There’s so many problems that I want to fix, bridges that I want to build. I guess this is getting old now when I say I’m selfless. So many people come to me for help when they need it, and I happily or reluctantly oblige and help, but when I need the help, I’m left in the cold.
I’ve helped my parents, my girlfriend, my bestfriends, friends, even total strangers, simply based on the moral grounds that it’s the right thing to do, not because I have anything to gain from it. I don’t ask for anything in return for favours, or deeds, or any act of kindness, …so why when I reach out for help I’m met with coldness and closed hands?
I try to be as independent, and self sufficient as I can, I don’t ask for money, gas, or food unless I really need it, I keep to myself never bothering anyone or being annoying. I’ve reached out to my parents for help concerning my ‘thoughts’ and I had to ‘win’ them over just to get the help I needed.
My best friend and sister are the only people that have tried to understand me and what I’m going through, because they have already been where I am now. I have a girlfriend that’s to fucking hard headed to see how much this man fucking loves her, and only wants to be by her side, through thick and thin.

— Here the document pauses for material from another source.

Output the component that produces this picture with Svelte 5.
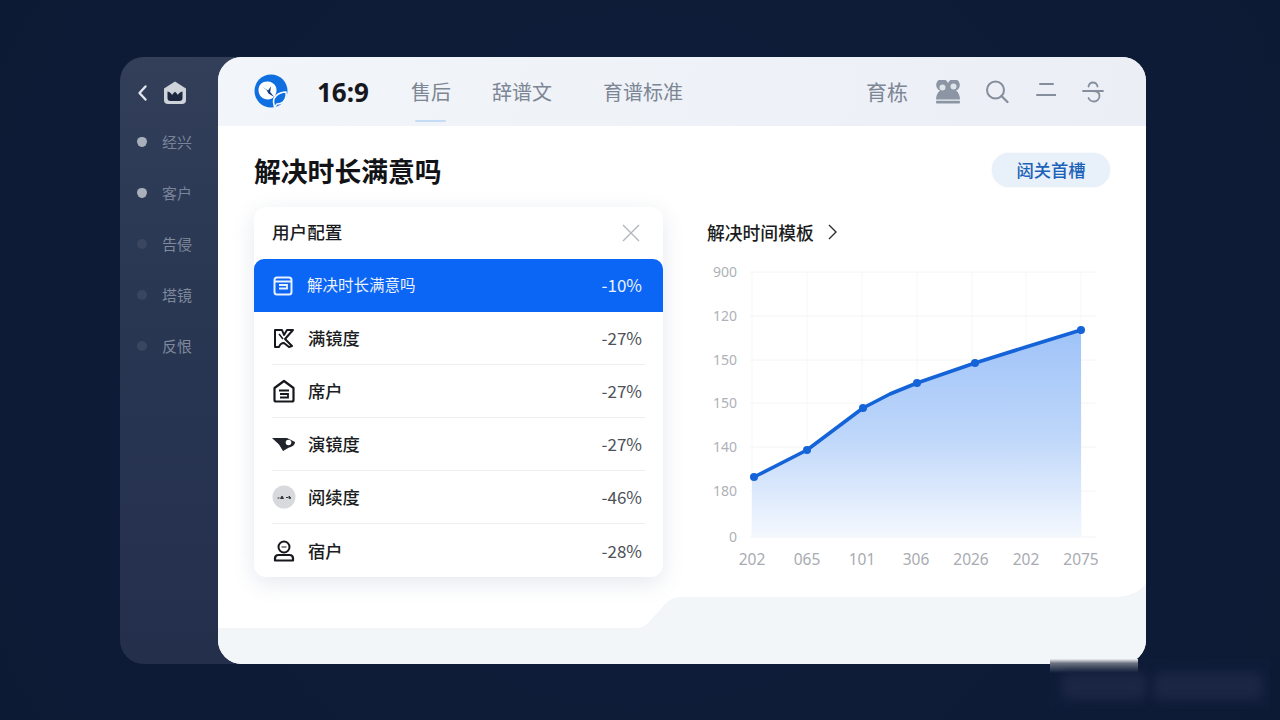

I’m just sitting here, writhing in pain, crying, because I know no one is going to read this and nothing I do is good enough for any of them, I can only say what’s on my mind because deep down I have no idea who I am, I have no idea what to feel or say to someone who needs my help emotionally, all I can use is logic.
Yeh, I’m crazy as hell, but I’m also a product of my environment, crazy ass parents, crazy upbringing, crazy friends, crazy relationship, crazy life… All I know how to do is give, it’s what makes me happy, I feel good doing it, but sometimes it feels good to receive, just once in a while… just someone who wants to understand me, instead of just accepting me.
Anyone can accept who I am, but it takes real live to understand me.